Log in to ask questions, share your expertise, or stay connected to content you value. Don’t have a login? Learn how to become a member.
We have a network setup between two locations. Those locations are connected to each other using a transit network provider. We are running MPLS, LDP, BGP and L3VPN. Whenever we try to copy something as a test over our L3VPN-VRF (a file, doesn't matter what the type is) from location A to location B, the traffic drops. This is random, there is no pattern here where it fails, sometime it fails around 2% and sometimes at 99%. When we do the same test from location B to location A, the test succeeds. Strange isn't it?
So we did a Wireshark capture on two virtual machines connected directly to the routers on both locations ( so no firewalling here for the sake of eliminating anything that would block the traffic, packets, etc.). When we do the test from location A to B, we see a lot of TCP DUP ACKs and then fast retransmissions and the eventually spurious retransmissions and here is where the copy test fails. When we do the same test from location B to A we only see DUPs and ACKs, but the test succeeds. This is also over the VRFs. We did a layer 2 test, so no VRF's or VPNs and that also succeeded. So there is a problem with the L3VPN and our provider is doing something with the packets what we don't understand and no the provider didn't really want to help claiming they doing "nothing" (PS: this phenomenon began to happen when they decided to change one of their switches with a new one, Extreme Switch).

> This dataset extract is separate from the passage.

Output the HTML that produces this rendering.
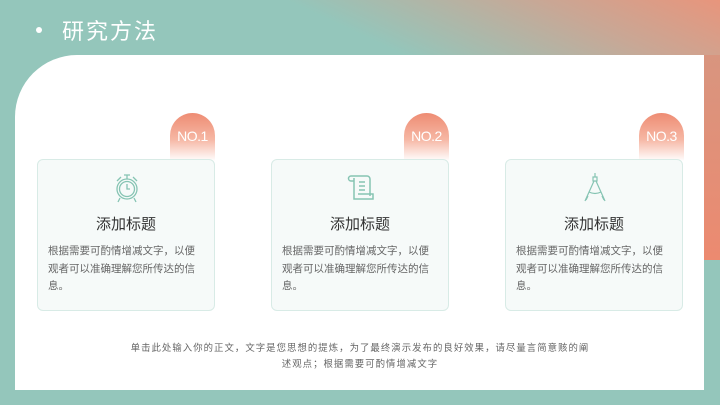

So we decided to dig deeper and found out that when we issue "ping mpls l3vpn prefix xxx.123.123.2 test-vrf.inet.0 sweep" from location A to B, the sweep says mtu size is 0, which means the traffic is dropped, whenever we specify bottom-label-ttl 2 in the ping command, the sweep succeeds as expected. We did the same from location B to A WITHOUT the bottom-label-ttl and it succeeded, this is also where the copy test is working. How could someone change the TTL of the L3VPN? We tested the no-propagate-ttl under MPLS of router A and it didn't seem to have changed anything, also did this on VRF-level. Maybe we are doing this on the wrong place/router? Any ideas?